An unstable phenomenon referred to as “slugging” can occur in an offshore riser when liquid flowing into the riser blocks the pipe and the hydrostatic head at the blockage temporarily builds up faster in the riser than the pressure in the trapped gas upstream of the riser. For example, FIG. 1 illustrates a production line 2 that transports production fluid to a riser 4. The production line 2 is located on the seafloor 6 and ramps slightly downward toward the riser 4, and the riser 4 extends upwards from the seafloor 6 to a facility 8 at the sea surface 10. The production line 2 and riser 4 define an angle, or pinch point 12, at the connection thereof. As shown in FIG. 1, a slug of liquid 14 has formed at the pinch point 12 and blocks the riser 4 such that gas in the production line 2 cannot flow into the riser 4. Gas in the production line 2 upstream of the pinch point 14 builds in pressure until the pressure of the gas exceeds the hydrostatic head of the liquid, and the gas then proceeds into the riser 4, moving the liquid slug 14 upward through the riser 4 and out of the riser 4 into the topside facility 8. The pressure in the fluid provided to the facility 8 can vary widely, typically decreasing as the liquid level builds and then rising quickly as the slug 14 is subsequently transported through the riser 4 to the facility 8.

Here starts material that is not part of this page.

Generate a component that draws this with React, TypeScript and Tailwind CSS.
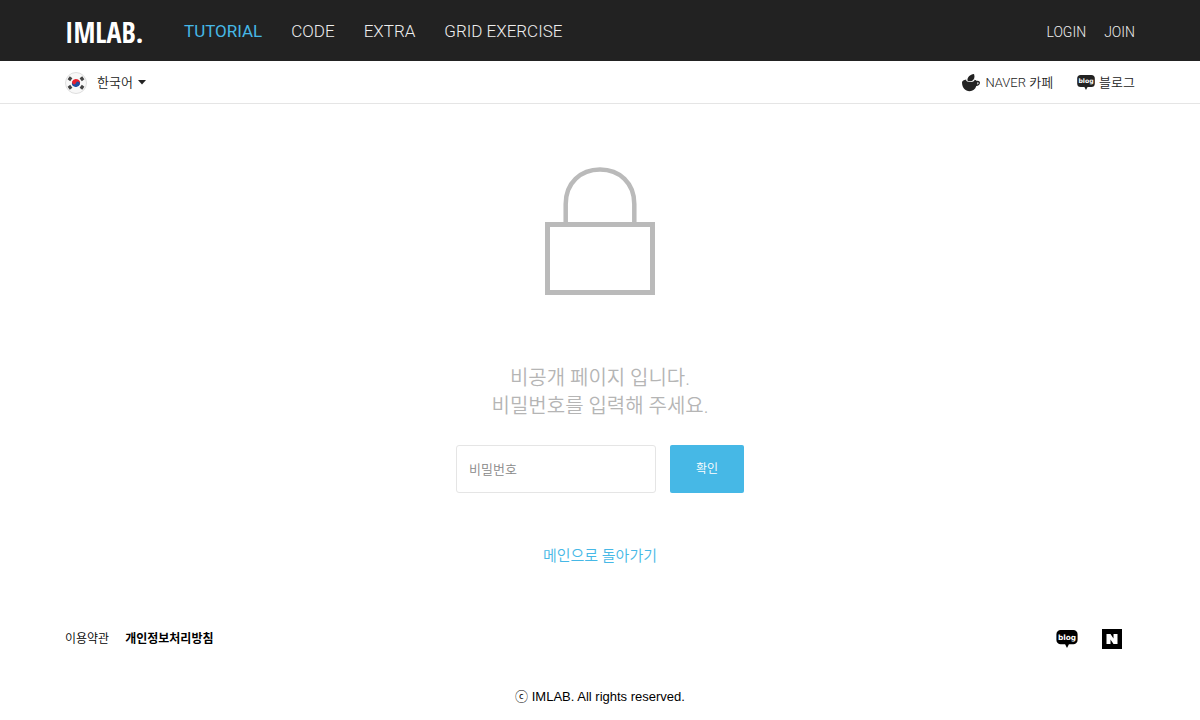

The term “severe slugging” refers to an extreme type of unstable slugging, in which the liquid slug 14 fills the entire riser 4. When severe slugging occurs, the upstream gas pressure must build to a sufficient level to overcome the hydrostatic head of the liquid filling the riser 4. If the riser 4 extends upward by a great vertical distance, e.g; from seafloor to sea surface, the hydrostatic head associated with severe slugging can be significant. Severe slugging is referred to as “ultra-severe slugging” when the liquid slug blockage occurs in an upward incline of piping that is upstream of the riser, such that the riser and a length of piping upstream of the riser, sometimes miles of piping, fill with liquid before the gas pressure becomes sufficient great to overcome the hydrostatic head of the liquid and move the liquid through the riser.
The instantaneous flow rates of alternating gas and liquid in a severe slugging cycle can be much higher, in some cases more than an order of magnitude higher, than the average flow rates of the fluid through the riser. The large changes in flow rates can cause severe changes in the liquid level in the primary separator, or other facility fed by the riser 4, and can interfere with proper separation and fluid processing in the facility. In addition, the large pressure changes with the fluid provided to the facility can be detrimental to equipment and the production operation.

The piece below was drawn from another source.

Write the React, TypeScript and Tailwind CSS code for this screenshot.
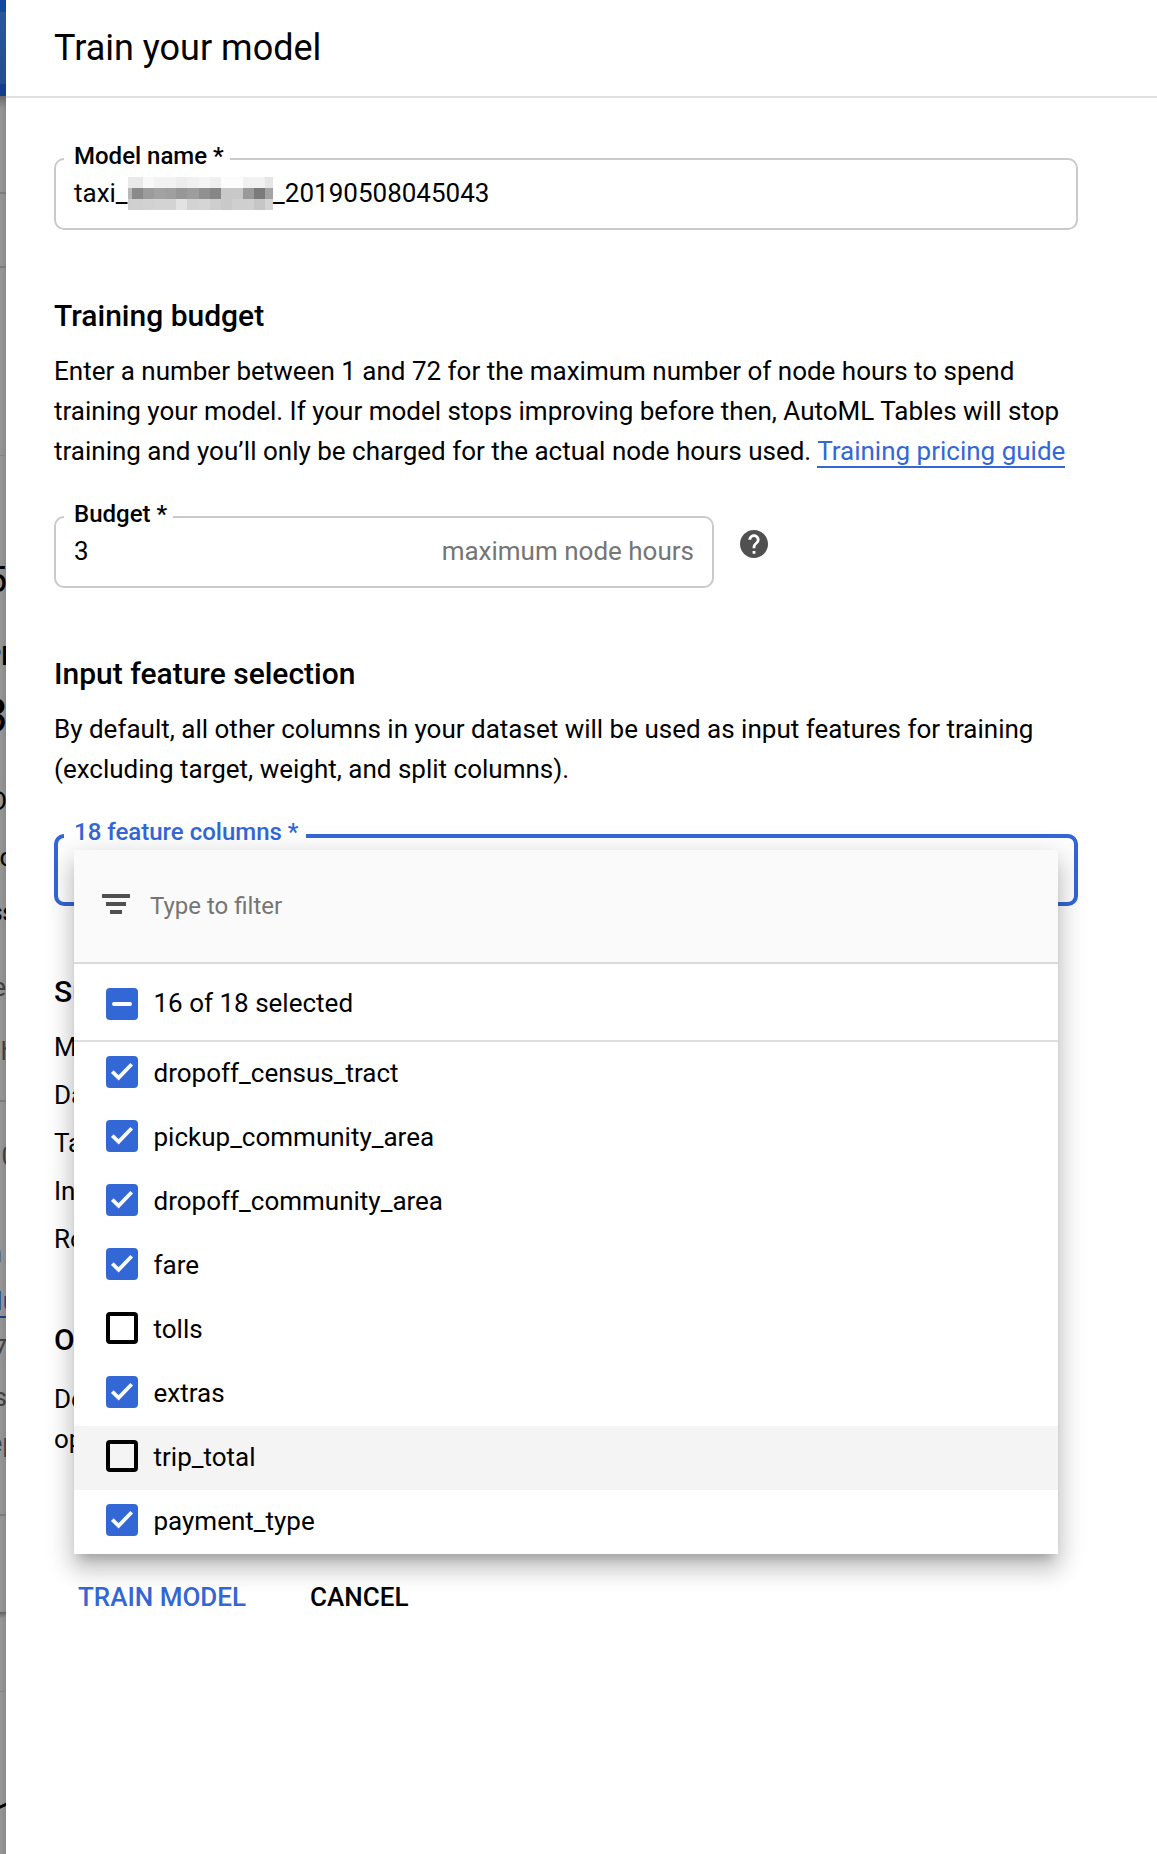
import type { ReactNode } from "react";

const features = [
  { name: "dropoff_census_tract", checked: true },
  { name: "pickup_community_area", checked: true },
  { name: "dropoff_community_area", checked: true },
  { name: "fare", checked: true },
  { name: "tolls", checked: false },
  { name: "extras", checked: true },
  { name: "trip_total", checked: false, hover: true },
  { name: "payment_type", checked: true },
];

const mosaicWidths = [4, 11, 11, 11, 11, 11, 12, 11, 11, 11, 11, 11, 11, 8];
const mosaic = [
  ["e9", "e9", "f8", "f2", "f2", "ec", "f0", "f4", "ef", "fc", "fc", "f1", "f1", "e6"],
  ["b8", "8a", "9b", "a2", "9f", "97", "9d", "90", "86", "c8", "c8", "9a", "7b", "a3"],
  ["cf", "d0", "d2", "d3", "d3", "e2", "d3", "d5", "ce", "c9", "cf", "cf", "c6", "d4"],
];

// Pieces of the dimmed page that stay visible left of the panel.
const glyphs = [
  { t: "5", right: -1, base: 592, cls: "text-[36px]" },
  { t: "Pl", right: -2, base: 665, cls: "text-[26px] font-medium" },
  { t: "3", right: -2, base: 732, cls: "text-[48px]" },
  { t: "D", right: -1, base: 810, cls: "text-[26px]" },
  { t: "c", right: -7, base: 866, cls: "text-[26px]" },
  { t: "ss", right: -10, base: 921, cls: "text-[26px] font-medium" },
  { t: "e", right: 0, base: 996, cls: "text-[26px] text-[#404040]" },
  { t: "h", right: -9, base: 1060, cls: "text-[26px] text-[#404040]" },
  { t: "0", right: -10, base: 1165, cls: "text-[26px] text-[#404040]" },
  { t: "n", right: 4, base: 1262, cls: "text-[26px] text-[#404040]" },
  { t: "lu", right: -11, base: 1310, cls: "text-[26px] text-[#1e3f85]" },
  { t: "7", right: -1, base: 1358, cls: "text-[26px] text-[#404040]" },
  { t: "s", right: -1, base: 1406, cls: "text-[26px] text-[#404040]" },
  { t: "ep", right: -11, base: 1452, cls: "text-[26px] text-[#404040]" },
];

function PageSliver() {
  return (
    <div className="relative w-[6px] shrink-0 overflow-hidden bg-linear-to-r from-[#969696] to-[#8a8a8a]">
      <div className="h-3 bg-[#0f4a9c]" />
      <div className="h-[72px] bg-linear-to-b from-[#28579a] to-[#254f8c]" />
      <div className="h-3 bg-[#123f88]" />
      <div className="h-3 bg-linear-to-b from-[#686868] to-[#909090]/0" />
      <div className="mt-[84px] h-[2px] bg-[#7c7c7c]" />
      <div className="mt-[72px] h-[2px] bg-[#7c7c7c]" />
      <div className="mt-[187px] h-px bg-[#858585]" />
      <div className="mt-[644px] h-[2px] bg-[#7c7c7c]" />
      <div className="mt-[214px] h-[2px] bg-[#1e3f85]" />
      <div className="mt-[196px] h-[2px] bg-[#7c7c7c]" />
      <div className="mt-[96px] h-[6px] bg-linear-to-b from-[#606060] to-[#909090]" />
      <div className="mt-[73px] h-px bg-[#858585]" />
      <svg className="mt-[110px] h-[8px] w-[6px]" viewBox="0 0 6 8">
        <path d="M-1 5.5 7 2" stroke="#000" strokeWidth="3" />
      </svg>
      {glyphs.map((g) => (
        <span
          key={g.base}
          className={"absolute leading-none whitespace-nowrap " + g.cls}
          style={{ right: g.right, bottom: 1854 - g.base, transform: "translateY(16%)" }}
        >
          {g.t}
        </span>
      ))}
    </div>
  );
}

function Label({ children, className }: { children: ReactNode; className: string }) {
  return (
    <span className={"absolute left-[10px] z-10 h-7 bg-white pl-[10px] text-[24px] leading-7 font-medium whitespace-nowrap " + className}>
      {children}
    </span>
  );
}

function Checkbox({ state }: { state: "on" | "off" | "mixed" }) {
  if (state === "off") return <span className="size-8 shrink-0 rounded-[4px] border-4 border-black" />;
  return (
    <svg className="size-8 shrink-0 rounded-[4px] bg-[#3367d6]" viewBox="0 0 32 32" fill="none" stroke="#fafafa">
      {state === "on" ? (
        <path d="M6.3 15.7 12.6 21.8 25.7 8.2" strokeWidth="3.8" />
      ) : (
        <path d="M8 16H24" strokeWidth="4" strokeLinecap="round" />
      )}
    </svg>
  );
}

function FeatureMenu() {
  return (
    <div className="absolute top-3 left-4 z-20 h-[704px] w-[984px] bg-white shadow-[0_10px_10px_-6px_rgba(0,0,0,0.2),0_16px_20px_2px_rgba(0,0,0,0.14),0_6px_28px_4px_rgba(0,0,0,0.12)]">
      <div className="flex h-[114px] items-start border-b-2 border-[#dadada] bg-[#fafafa] pl-7">
        <svg className="mt-11 h-5 w-7" viewBox="0 0 28 20" fill="#505050">
          <path d="M0 0h28v4H0zM4 8h20v4H4zM8 16h12v4H8z" />
        </svg>
        <span className="mt-[42px] ml-5 text-[24px] leading-7 text-[#757575]">Type to filter</span>
      </div>
      <div className="flex h-[78px] border-b-2 border-[#dfdfdf] pt-6 pl-8">
        <Checkbox state="mixed" />
        <span className="-mt-[5px] ml-[15.5px] leading-10">16 of 18 selected</span>
      </div>
      {features.map((f) => (
        <div key={f.name} className={"flex h-16 pt-[14px] pl-8 " + (f.hover ? "bg-[#f4f4f4]" : "")}>
          <Checkbox state={f.checked ? "on" : "off"} />
          <span className="-mt-[3px] ml-[15.5px] leading-10">{f.name}</span>
        </div>
      ))}
    </div>
  );
}

function Heading({ children, className }: { children: ReactNode; className: string }) {
  return <h2 className={"h-10 text-[30px] leading-10 font-medium " + className}>{children}</h2>;
}

export default function App() {
  return (
    <div className="flex h-[1854px] w-[1157px] overflow-hidden bg-white font-[Roboto,sans-serif] text-[26px] text-black">
      <PageSliver />
      <main className="flex-1">
        <header className="h-[98px] border-b-2 border-[#e0e0e0] pt-7 pl-12">
          <h1 className="text-[36px] leading-10">Train your model</h1>
        </header>
        <div className="w-[1072px] pt-[60px] pl-12">
          <div className="relative flex h-[72px] rounded-[10px] border-2 border-[#cacaca] pt-[13px] pl-[18px] leading-10">
            <Label className="-top-[18px] -ml-[2px] w-[166px]">Model name *</Label>
            <span>taxi_</span>
            <div className="mt-1 mr-[0.5px] flex h-[33px] w-[145px] shrink-0 flex-col">
              {mosaic.map((row, r) => (
                <div key={r} className="flex h-[11px]">
                  {row.map((v, i) => (
                    <span key={i} style={{ width: mosaicWidths[i], backgroundColor: "#" + v + v + v }} />
                  ))}
                </div>
              ))}
            </div>
            <span>_20190508045043</span>
          </div>

          <Heading className="mt-[66px]">Training budget</Heading>
          <p className="mt-[15px] leading-10 whitespace-nowrap">
            Enter a number between 1 and 72 for the maximum number of node hours to spend
            <br />
            training your model. If your model stops improving before then, AutoML Tables will stop
            <br />
            training and you’ll only be charged for the actual node hours used.{" "}
            <a className="border-b-2 border-[#3367d6] text-[#3367d6]">Training pricing guide</a>
          </p>
          <div className="mt-[45px] flex">
            <div className="relative flex h-[72px] w-[660px] justify-between rounded-[10px] border-2 border-[#cacaca] pt-[13px] pr-[18px] pl-[18px] leading-10">
              <Label className="-top-[18px] -ml-[2px] w-[109px]">Budget *</Label>
              <span>3</span>
              <span className="text-[#757575]">maximum node hours</span>
            </div>
            <svg className="mt-[14px] ml-[26px] size-7" viewBox="2 2 20 20" fill="#505050">
              <path d="M12 2C6.48 2 2 6.48 2 12s4.48 10 10 10 10-4.48 10-10S17.52 2 12 2zm1 17h-2v-2h2v2zm2.07-7.75l-.9.92C13.45 12.9 13 13.5 13 15h-2v-.5c0-1.1.45-2.1 1.17-2.83l1.24-1.26c.37-.36.59-.86.59-1.41 0-1.1-.9-2-2-2s-2 .9-2 2H8c0-2.21 1.79-4 4-4s4 1.79 4 4c0 .88-.36 1.68-.93 2.25z" />
            </svg>
          </div>

          <Heading className="mt-[66px]">Input feature selection</Heading>
          <p className="mt-[15px] leading-10 whitespace-nowrap">
            By default, all other columns in your dataset will be used as input features for training
            <br />
            (excluding target, weight, and split columns).
          </p>
          <div className="relative mt-[45px] h-[72px] rounded-[10px] border-4 border-[#3367d6]">
            <Label className="-top-5 -ml-1 w-[242px] text-[#3367d6]">18 feature columns *</Label>
            <FeatureMenu />
          </div>

          <Heading className="mt-[66px]">Su</Heading>
          <div className="mt-[11px] leading-[48px]">
            <div>M</div>
            <div>Da</div>
            <div>Ta</div>
            <div>In</div>
            <div>Ro</div>
          </div>
          <Heading className="mt-[57px]">O</Heading>
          <p className="mt-[19px] leading-10 whitespace-nowrap">
            De
            <br />
            op
          </p>
          <div className="mt-[118px] flex gap-16 pl-6 leading-10 font-medium">
            <button className="text-[#3367d6]">TRAIN MODEL</button>
            <button>CANCEL</button>
          </div>
        </div>
      </main>
    </div>
  );
}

A variety of systems and methods have been proposed for controlling or otherwise dealing with slugging. For example, the following methods are used in some conventional systems: (1) increasing the size of a primary separator that receives the production fluid from the riser so that the separator can handle the slugs, (2) increasing the back pressure on the riser with a topside control valve, (3) implementing a pressure control strategy via the topside automatic control valve, (4) using various combinations of the foregoing methods, (5) increasing the pressure at the riser, e.g., by employing a downhole pump in the well, (6) increasing the gas flow rate in the riser, e.g., by adding or increasing the gas in the riser or well, or (7) separating the gas and liquid at the base of the riser and allowing the gas to rise through a first riser while pumping the liquid to the surface in a separate, second riser.
While the foregoing methods can be useful for reducing the effects of slugging, each of the methods generally raises additional concerns and/or costs. For example, increasing the size of the separator can reduce some slugging; however, for increasingly deep and long risers, the size increases that are required for the separator can become impractical. The methods (2)-(5) above generally reduce the compressibility of the gas by increasing the pressure at the riser which, in turn, increases the rate at which gas pressure can build and overcome the hydrostatic head build up. Methods (2)-(4) above often result in increased backpressure and an unacceptable loss of production. Methods (5)-(7) above require the addition of energy and/or to the system and, consequently, depend upon the availability of sufficient power and/or gas.
Thus, a continued need exists for an improved system and method for slug control. The system and method should be capable of using the gas in the production fluid to provide at least some of the lift force required for transporting the fluid through the riser, and the system and method should be compatible with risers extending to great depths or lengths.